The Portuguese were reticent in confronting a major power such as Britain, but a private and weakly garrisoned trading company, was an entirely different matter.
The Portuguese had always been determined to occupy Delagoa Bay and to control the trade and exploit the local people including the Ronga. Therefore on the 30 March 1781 a Portuguese force from Goa under the command of Viciente Godhino de Mira, landed at Delagoa Bay, attacked the Austrians. He razed their buildings and raised the Portuguese flag over the Bay. This was to be a brief 14 year period.
The Ronga repeatedly told the Portuguese, as well as other foreigners, that they the Ronga were the custodians of the land and that they allowed foreigners to stay there as their guests and if this didn't meet with their approval,then they could leave.
No foreign country or company had the right to interfere with their sovereignty and attempt to prevent free trade at the Bay.
The Ronga people suffered serious results from the Portuguese efforts to keep Delagoa Bay under their sole control. They were in a large measure prevented from trading their goods to the best of their advantage. Their trade relations with the interior people, with whom they traded, suffered and they did not have answers to combat this negative effect on their trading ventures.
Relations between Ronga and Portuguese were further strained by the attitudes of successive Portuguese governors.
Delagoa Bay governors:-.
The first governor was Joao Henriques de Almeida. He fled the scene in fear for his life after supplying watered down rum to a certain chief.
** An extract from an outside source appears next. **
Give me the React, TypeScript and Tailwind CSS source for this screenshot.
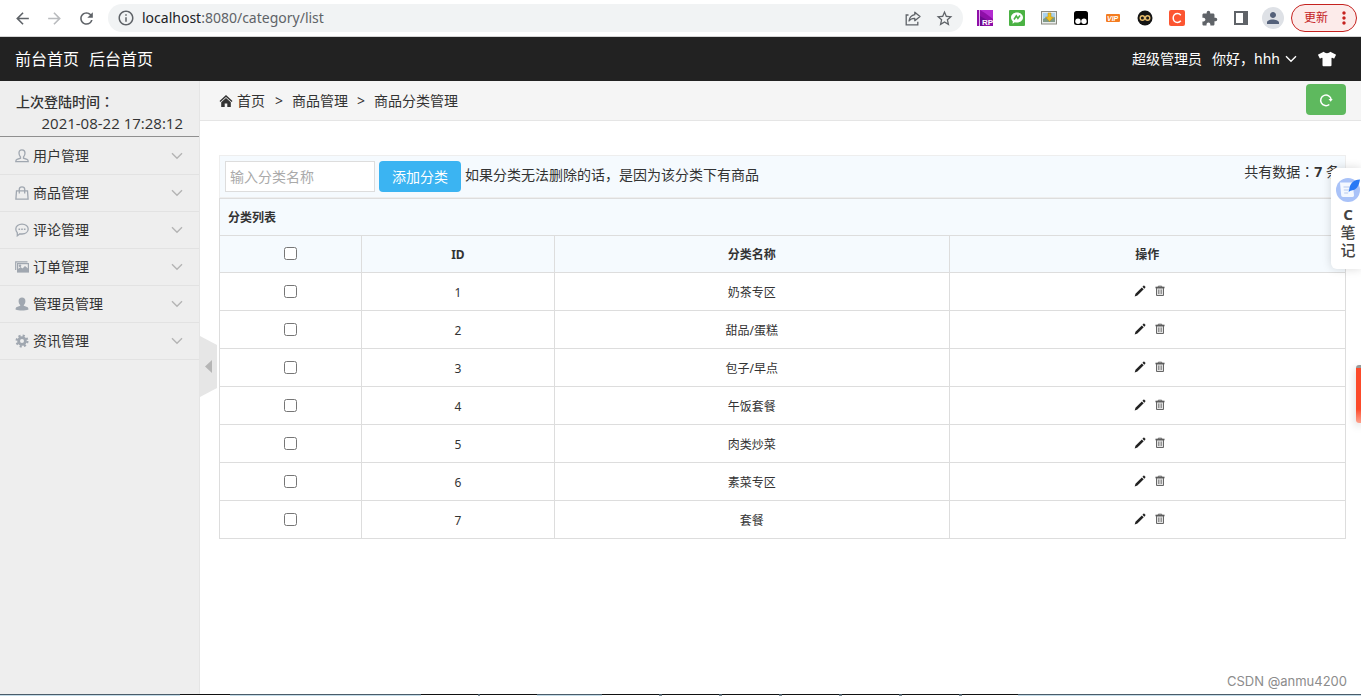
import type { ReactNode } from "react";
import {
  MdArrowBack,
  MdArrowForward,
  MdRefresh,
  MdInfoOutline,
  MdStarOutline,
  MdExtension,
  MdPerson,
  MdMoreVert,
} from "react-icons/md";
import { FaTshirt } from "react-icons/fa";

const categories = ["奶茶专区", "甜品/蛋糕", "包子/早点", "午饭套餐", "肉类炒菜", "素菜专区", "套餐"];

/* Full-width colon set in the middle of its square. */
function Colon() {
  return <span className="font-['Noto_Sans_CJK_TC',sans-serif]">：</span>;
}

function ShareIcon() {
  return (
    <svg viewBox="0 0 16 16" className="size-4" fill="none" stroke="#5f6368" strokeWidth="1.3">
      <path d="M3.5 5H1.2v9.8h11.6v-3" />
      <path d="M9.8 2.2l5.2 4.3-5.2 4.2V8.3C7.300 8.200 5.400 9 4 11c.5-3.500 2.500-5.700 5.800-6.300z" strokeLinejoin="round" />
    </svg>
  );
}

function RpIcon() {
  return (
    <svg viewBox="0 0 16 16" className="size-4">
      <rect width="16" height="16" fill="#8e0fa8" />
      <path d="M3 0h13v9L8 3z" fill="#b32bd0" />
      <path d="M3 16V6l7 4-4 6z" fill="#6d0a90" />
      <rect x="2" width="1" height="16" fill="#e4b5ee" />
      <text x="5" y="15" fontSize="8" fontWeight="700" fill="#fff" fontFamily="Liberation Sans">RP</text>
    </svg>
  );
}

function ChatIcon() {
  return (
    <svg viewBox="0 0 16 16" className="size-4">
      <rect width="16" height="16" rx="1" fill="#4bb244" />
      <path d="M8 2.500c3.400 0 6 2.200 6 5s-2.600 5-6 5c-.8 0-1.500-.1-2.200-.3L3.600 13.800l.2-2.600C2.700 10.300 2 9 2 7.500c0-2.800 2.600-5 6-5z" fill="#fff" />
      <path d="M5 9.500L7.300 6l1.600 2.400L11 5.500" fill="none" stroke="#4bb244" strokeWidth="1.600" />
    </svg>
  );
}

function PictureSaveIcon() {
  return (
    <svg viewBox="0 0 16 14" className="h-[14px] w-4">
      <rect x=".5" y=".5" width="15" height="12.500" fill="#e9ecec" stroke="#8a8a80" />
      <rect x="2" y="2" width="12" height="6" fill="#a9d2ee" />
      <path d="M2 8l4-2 3 2 5-2v5H2z" fill="#7f9a86" />
      <path d="M7 2h3v4h2.500L8.500 10.500 4.500 6H7z" fill="#f0c022" stroke="#b68a10" strokeWidth=".5" />
    </svg>
  );
}

function MonkeyIcon() {
  return (
    <svg viewBox="0 0 14 14" className="size-[14px]">
      <rect width="14" height="14" rx="2.500" fill="#000" />
      <circle cx="4" cy="10.300" r="2.700" fill="#fff" />
      <circle cx="10" cy="10.300" r="2.700" fill="#fff" />
    </svg>
  );
}

function VipIcon() {
  return (
    <svg viewBox="0 0 14 8" className="h-2 w-[14px]">
      <rect width="14" height="8" rx="1" fill="#f47c20" />
      <text x="1" y="6.500" fontSize="7" fontWeight="700" fontStyle="italic" fill="#fff" fontFamily="Liberation Sans">VIP</text>
    </svg>
  );
}

function InfinityIcon() {
  return (
    <svg viewBox="0 0 16 16" className="size-4">
      <circle cx="8" cy="8" r="7.500" fill="#141414" />
      <g fill="none" stroke="#e3b96a" strokeWidth="1.400">
        <circle cx="5.400" cy="8" r="2.200" />
        <circle cx="10.600" cy="8" r="2.200" />
      </g>
    </svg>
  );
}

function CIcon() {
  return (
    <svg viewBox="0 0 16 16" className="size-4">
      <rect width="16" height="16" rx="2" fill="#fc5531" />
      <path d="M11.800 5.200C11 4.200 9.800 3.600 8.500 3.600 6 3.600 4.200 5.500 4.200 8s1.800 4.400 4.300 4.400c1.300 0 2.500-.6 3.300-1.600" fill="none" stroke="#fff" strokeWidth="1.500" />
    </svg>
  );
}

function PanelIcon() {
  return (
    <svg viewBox="0 0 14 14" className="size-[14px]">
      <rect width="14" height="14" fill="#5f6368" />
      <rect x="2" y="2" width="7" height="10" fill="#fff" />
    </svg>
  );
}

const menuGlyph = "h-[14px] w-[14px] shrink-0";

const menu: { label: string; icon: ReactNode }[] = [
  {
    label: "用户管理",
    icon: (
      <svg viewBox="0 0 14 14" className={menuGlyph} fill="none" stroke="#a0a7b0" strokeWidth="1.300">
        <path d="M5.500 8C4.300 6.800 4 5.500 4 4c0-2 1.200-3.200 3-3.200S10 2 10 4c0 1.500-.3 2.800-1.500 4v1.200l3.500 1.200c.9.300 1.200.9 1.200 2.200H.8c0-1.300.3-1.900 1.200-2.200l3.500-1.200z" />
      </svg>
    ),
  },
  {
    label: "商品管理",
    icon: (
      <svg viewBox="0 0 14 14" className={menuGlyph} fill="none" stroke="#a0a7b0" strokeWidth="1.300">
        <path d="M1.500 4.800h11l.6 8.400H.9z" />
        <path d="M4.300 7.500V3.200C4.300 1.600 5.500.8 7 .8s2.700.8 2.700 2.400v4.300" />
      </svg>
    ),
  },
  {
    label: "评论管理",
    icon: (
      <svg viewBox="0 0 14 14" className={menuGlyph} fill="none" stroke="#a0a7b0" strokeWidth="1.300">
        <path d="M7 1.200c3.500 0 6.200 2.100 6.200 4.900S10.500 11 7 11c-.7 0-1.300 0-2-.2L2.300 12.800v-3C1.300 8.800.8 7.600.8 6.100.8 3.300 3.500 1.200 7 1.200z" />
        <path d="M3.500 6.200h1.600M6.200 6.200h1.600M8.900 6.200h1.600" strokeWidth="1.600" />
      </svg>
    ),
  },
  {
    label: "订单管理",
    icon: (
      <svg viewBox="0 0 14 14" className={menuGlyph} fill="none" stroke="#a0a7b0" strokeWidth="1.200">
        <path d="M.7 10V1.800h11.800" />
        <rect x="2.600" y="3.600" width="10.800" height="8.400" />
        <path d="M3 11.500V9.800l2.500-2 2 1.500L10 6.800l3 2.500v2.200z" fill="#a0a7b0" />
        <circle cx="5" cy="5.800" r=".7" fill="#a0a7b0" />
      </svg>
    ),
  },
  {
    label: "管理员管理",
    icon: (
      <svg viewBox="0 0 14 14" className={menuGlyph} fill="#a0a7b0">
        <path d="M7 .5c2.200 0 3.400 1.400 3.400 3.400 0 1.600-.5 3.100-1.600 4.100v.8l3.300 1.200c.9.300 1.400 1.300 1.400 2.500-1.800.7-4 1-6.500 1s-4.700-.3-6.500-1c0-1.200.5-2.200 1.400-2.500l3.300-1.200V8C4.100 7 3.600 5.500 3.600 3.900 3.600 1.900 4.800.5 7 .5z" />
      </svg>
    ),
  },
  {
    label: "资讯管理",
    icon: (
      <svg viewBox="0 0 14 14" className={menuGlyph} fill="none" stroke="#a0a7b0">
        <circle cx="7" cy="7" r="3.400" strokeWidth="2.800" />
        <circle cx="7" cy="7" r="5.400" strokeWidth="2.200" strokeDasharray="2.120 2.120" />
      </svg>
    ),
  },
];

/* Strip along the bottom edge: alternating idle and open window slots. */
const strip = [
  "w-[180px] border-[#4a5c69] bg-[#c3dbe8]",
  "w-[50px] border-[#111] bg-white",
  "w-[191px] border-[#4a5c69] bg-[#c3dbe8]",
  "w-[57px] border-[#111] bg-white",
  "w-[2px] border-[#4a5c69] bg-[#7c8a94]",
  "w-[57px] border-[#111] bg-white",
  "w-[65px] border-[#4a5c69] bg-[#c3dbe8]",
  "w-[57px] border-[#111] bg-white",
  "w-[3px] border-[#4a5c69] bg-[#7c8a94]",
  "w-[57px] border-[#111] bg-white",
  "w-[3px] border-[#4a5c69] bg-[#7c8a94]",
  "w-[57px] border-[#111] bg-white",
  "w-[3px] border-[#4a5c69] bg-[#7c8a94]",
  "w-[57px] border-[#111] bg-white",
  "w-[3px] border-[#4a5c69] bg-[#7c8a94]",
  "w-[57px] border-[#111] bg-white",
  "w-[3px] border-[#4a5c69] bg-[#7c8a94]",
  "w-[57px] border-[#111] bg-white",
  "w-[3px] border-[#4a5c69] bg-[#7c8a94]",
  "w-[56px] border-[#111] bg-white",
  "flex-1 border-[#4a5c69] bg-[#c3dbe8]",
];

function Chevron({ className }: { className: string }) {
  return (
    <svg viewBox="0 0 12 8" className={className} fill="none" stroke="currentColor" strokeWidth="1.400">
      <path d="M1 1.200l5 5 5-5" />
    </svg>
  );
}

function HomeIcon() {
  return (
    <svg viewBox="0 0 14 14" className="size-[14px]" fill="#333">
      <path d="M7 1l6.500 6-.9 1L7 2.900 1.400 8l-.9-1z" />
      <path d="M7 4l4.800 4.300V13H8.300V9.500H5.700V13H2.200V8.300z" />
    </svg>
  );
}

function PencilIcon() {
  return (
    <svg viewBox="0 0 12 12" className="size-3" fill="#222">
      <path d="M9.300.9c.4-.4.8-.4 1.200 0l.7.700c.4.400.4.800 0 1.200l-.9.900-1.900-1.900z" />
      <path d="M7.800 2.400l1.900 1.900-6.300 6.300L.7 11.500l.8-2.800z" />
    </svg>
  );
}

function TrashIcon() {
  return (
    <svg viewBox="0 0 12 12" className="size-3" fill="none" stroke="#666">
      <path d="M1.500 2.500h9" strokeWidth="1.600" stroke="#555" />
      <path d="M4.300 2V1.200h3.400V2" />
      <path d="M2.500 3v7.500h7V3z" fill="#e2e2e2" />
      <path d="M4.800 4.500v4.500M7.200 4.500v4.500" strokeWidth=".9" />
    </svg>
  );
}

function NoteIcon() {
  return (
    <svg viewBox="0 0 24 24" className="size-6">
      <circle cx="12" cy="12" r="12" fill="#a9c2f8" />
      <path d="M4 4.500h12.500l1.500 12.500c.1 1.200-.5 2-1.500 2H7c-1 0-1.700-.7-1.800-1.700z" fill="#f4f8ff" />
      <path d="M7.500 9h6M7.800 12h6M8.200 15h4" stroke="#b6c8ee" strokeWidth="1.200" />
      <path d="M24 1.500c-6.500.3-10.500 4-10.800 10.500L12.500 14l2-1.300C20.500 12.300 23 8 24 1.500z" fill="#2878f5" />
    </svg>
  );
}

function BrowserBar() {
  return (
    <div className="flex h-[37px] shrink-0 items-center border-b border-[#d5d5d5] bg-white pr-1 pl-[13px] text-[#5f6368]">
      <button aria-label="后退"><MdArrowBack size={19} /></button>
      <button aria-label="前进" className="ml-[13px] text-[#b9bbbe]"><MdArrowForward size={19} /></button>
      <button aria-label="刷新" className="ml-[13px]"><MdRefresh size={19} /></button>
      <div className="ml-3 flex h-7 flex-1 items-center rounded-full bg-[#f1f3f4] px-[9px]">
        <MdInfoOutline size={18} />
        <span className="ml-[7px] flex-1 text-sm text-[#5f6368]">
          <span className="text-[#202124]">localhost</span>:8080/category/list
        </span>
        <button aria-label="分享"><ShareIcon /></button>
        <button aria-label="收藏" className="ml-[14px]"><MdStarOutline size={19} /></button>
      </div>
      <div className="ml-[14px] flex items-center">
        <span className="flex w-8"><RpIcon /></span>
        <span className="flex w-8"><ChatIcon /></span>
        <span className="flex w-8"><PictureSaveIcon /></span>
        <span className="flex w-8 pl-px"><MonkeyIcon /></span>
        <span className="flex w-8 pl-px"><VipIcon /></span>
        <span className="flex w-8"><InfinityIcon /></span>
        <span className="flex w-8"><CIcon /></span>
        <span className="flex w-8"><MdExtension size={17} /></span>
        <span className="flex w-[29px] pl-px"><PanelIcon /></span>
      </div>
      <span className="flex size-[22px] items-center justify-center rounded-full bg-[#dee1e6] text-[#54617a]">
        <MdPerson size={18} />
      </span>
      <button className="ml-[7px] flex h-7 items-center rounded-full border border-[#c5221f] bg-[#fcebea] pl-3 text-xs text-[#c5221f]">
        更新
        <MdMoreVert size={20} className="mr-[2px] ml-[6px]" />
      </button>
    </div>
  );
}

export default function App() {
  return (
    <div className="relative flex min-h-screen flex-col overflow-hidden bg-white font-['Noto_Sans','Noto_Sans_CJK_SC',sans-serif] text-sm text-[#333]">
      <BrowserBar />

      <header className="flex h-11 shrink-0 items-center bg-[#222] pr-[25px] pl-[15px] text-white">
        <nav className="flex flex-1 gap-[10px] text-base">
          <a href="#front">前台首页</a>
          <a href="#admin">后台首页</a>
        </nav>
        <span>超级管理员</span>
        <button className="ml-[10px] flex items-center">
          你好，hhh
          <Chevron className="ml-[5px] h-2 w-3" />
        </button>
        <button aria-label="换肤" className="ml-[21px]"><FaTshirt size={18} /></button>
      </header>

      <div className="flex flex-1">
        <aside className="w-[200px] shrink-0 border-r border-[#e5e5e5] bg-[#eee]">
          <div className="h-14 border-b border-[#8f8f8f] px-4 pt-[9px] leading-[22px]">
            <p className="font-medium">上次登陆时间<Colon /></p>
            <p className="text-right font-['Open_Sans','Noto_Sans',sans-serif] text-[15px] leading-5">2021-08-22 17:28:12</p>
          </div>
          <ul className="pt-px">
            {menu.map((m) => (
              <li key={m.label} className="border-b border-[#e2e2e2]">
                <button className="flex h-9 w-full items-center pr-4 pl-[15px]">
                  {m.icon}
                  <span className="ml-1 flex-1 text-left">{m.label}</span>
                  <Chevron className="h-2 w-3 text-[#b4b4b4]" />
                </button>
              </li>
            ))}
          </ul>
        </aside>

        <main className="min-w-0 flex-1">
          <div className="flex h-10 items-center gap-[9px] border-b border-[#e5e5e5] bg-[#f5f5f5] pr-[15px] pl-[19px]">
            <a href="#home" className="flex items-center gap-1 pr-px"><HomeIcon />首页</a>
            <span>&gt;</span>
            <span>商品管理</span>
            <span>&gt;</span>
            <span>商品分类管理</span>
            <button aria-label="刷新" className="mb-[2px] ml-auto flex h-[31px] w-10 items-center justify-center rounded-[4px] bg-[#5eb95e]">
              <svg viewBox="0 0 14 14" className="size-[14px]" fill="none" stroke="#fff" strokeWidth="1.500">
                <path d="M10.300 11.500A5.300 5.300 0 1 1 12.200 6.500" />
                <path d="M9.500 6h4.200l-2 2.800z" fill="#fff" stroke="none" />
              </svg>
            </button>
          </div>

          <div className="pt-[34px] pr-[15px] pl-[19px]">
            <div className="flex h-[43px] items-center border border-[#eee] bg-[#f5fafe] px-[5px]">
              <input
                aria-label="分类名称"
                placeholder="输入分类名称"
                className="h-[31px] w-[150px] border border-[#ddd] bg-white px-1 placeholder:text-[#aaa]"
              />
              <button className="ml-1 h-[31px] rounded-[4px] bg-[#3bb4f2] px-[13px] text-white">添加分类</button>
              <span className="mb-1 ml-1">如果分类无法删除的话，是因为该分类下有商品</span>
              <span className="mb-[10px] ml-auto">共有数据<Colon /><strong>7</strong> 条</span>
            </div>
            <table className="w-full table-fixed border-collapse text-center text-xs">
              <colgroup>
                <col className="w-[12.6%]" />
                <col className="w-[17.15%]" />
                <col className="w-[35.05%]" />
                <col />
              </colgroup>
              <thead className="bg-[#f5fafe] font-bold">
                <tr className="h-[37px]">
                  <th colSpan={4} className="border border-[#ddd] px-2 pt-[2px] text-left">分类列表</th>
                </tr>
                <tr className="h-[37px]">
                  <th className="border border-[#ddd] pb-[2px]">
                    <input type="checkbox" aria-label="全选" className="mx-auto block size-[13px]" />
                  </th>
                  <th className="border border-[#ddd] pt-[2px]">ID</th>
                  <th className="border border-[#ddd] pt-[2px]">分类名称</th>
                  <th className="border border-[#ddd] pt-[2px]">操作</th>
                </tr>
              </thead>
              <tbody>
                {categories.map((name, i) => (
                  <tr key={name} className="h-[38px]">
                    <td className="border border-[#ddd]">
                      <input type="checkbox" aria-label={name} className="mx-auto block size-[13px]" />
                    </td>
                    <td className="border border-[#ddd] pt-[2px]">{i + 1}</td>
                    <td className="border border-[#ddd] pt-[2px]">{name}</td>
                    <td className="border border-[#ddd] pb-[2px]">
                      <div className="flex justify-center gap-2 pl-[6px]">
                        <button aria-label="编辑"><PencilIcon /></button>
                        <button aria-label="删除"><TrashIcon /></button>
                      </div>
                    </td>
                  </tr>
                ))}
              </tbody>
            </table>
          </div>
        </main>
      </div>

      <button aria-label="收起侧栏" className="absolute top-[336px] left-[200px]">
        <svg viewBox="0 0 17 61" className="h-[61px] w-[17px]">
          <path d="M0 0l17 9v43L0 61z" fill="#e6e6e6" />
          <path d="M12 24v13L5 30.500z" fill="#b5b5b5" />
        </svg>
      </button>

      <aside className="absolute top-[168px] right-0 flex w-[30px] flex-col items-center rounded-l-md bg-white pt-[10px] pb-[10px] pl-1 shadow-[0_0_10px_rgba(0,0,0,0.15)]">
        <NoteIcon />
        <span className="mt-[3px] w-4 text-center text-[15px] leading-[18px] font-medium text-[#444]">
          <b>C</b> 笔 记
        </span>
      </aside>

      <div className="absolute top-[365px] right-0 h-[58px] w-[5px] rounded-l-[3px] border-t-[3px] border-[#999] bg-linear-to-b from-[#fc4a2a] from-75% to-[#fca08c] shadow-[0_3px_8px_rgba(0,0,0,0.2)]" />

      <span className="absolute right-[14px] bottom-[5px] font-['Inter',sans-serif] text-[13px] text-[#8c8c8c]">
        CSDN @anmu4200
      </span>

      <div className="flex h-[2px] shrink-0">
        {strip.map((slot, i) => (
          <span key={i} className={`border-t ${slot}`} />
        ))}
      </div>
    </div>
  );
}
In 1784 Pedro Testevin the new governor and the force under his command occupied the Bay. The Locals complained about his cruelty and his authority was flouted and defied.
Portuguese authority had become non existent and by 1790 various trading nations were trading freely, especially in ivory.
There were French whalers who were buying their supplies direct from the Ronga, despite Portuguese laws forbidding this.
During this year the Portuguese at the Bay under the command of Silva Pacheco mutinied, because they maintained that the governor was stealing government money and buying ivory for his own account.
In 1796 during the month of October a small fleet of French ships arrived and demanded the surrender of the Portuguese garrison. After the surrender the fort was looted and set alight. For the next three years Delagoa Bay was unoccupied by any foreign force.
The Portuguese returned to Delagoa Bay in 1799, but again it was a very weak ineffectual presence, ignored by all sea powers and their ships.
In particular a new group had appeared and this was the whaling contingent. American and British whalers were making frequent use of the Bay and fishing and mooring there. Portugal therefore decided to establish a whaling factory in Delagoa Bay, under the management of a Portuguese by the name of Caldas.
He fell out with a Ronga chief and was captured and killed. Portugal did nothing to punish this act and so lost the respect of the locals, appearing to the Ronga to be too weak to enforce any law and order.
Delagoa Bay had, up to now, always been a minor settlement of Portugal's colonial empire, with far more importance being given to the northern Mozambique settlements like Sena, Tete, Inhambane, Sofala, Quelimane and of course Mozambique Island.
The unsuccessful trading at the Bay resulted in all the frustrations of the previous attempts and finally in the end the last remaining Portuguese trader at the Bay, Miguel Lupe de Cardinhas, became governor.
He mistreated the Ronga people and whilst returning from a flag raising ceremony, the locals attacked and killed him.
The next governor Teixeira, suffered the same fate and was attacked and killed.
At the lowest point of Portuguese authority, Xavier Schmidt von Belliken arrived in the Bay to take up the governor's post.
He tried very hard to restore Portuguese authority. His means of doing so, (especially with the Ronga chiefs, who consistently refused to enter into treaties or respect Portuguese rule and help with building of forts), was rebelled against.
He was duly replaced by Dionisio Antonio Ribeiro.
Up until now the various Portuguese governors were used to exploiting their positions for their own profit and they were able to do this, because they could virtually act as they liked.
When the Companhia do Comerciao de Lourenco Marques e Inhambane was granted the monopoly of trade in Inhambane and Delagoa Bay, relations between the Company and the governors worsened.
Complaints against Ribeiro by the soldiers under him, reached the Company.
They reported that Ribeiro was sending them on slave hunting expeditions at Portugal's expense.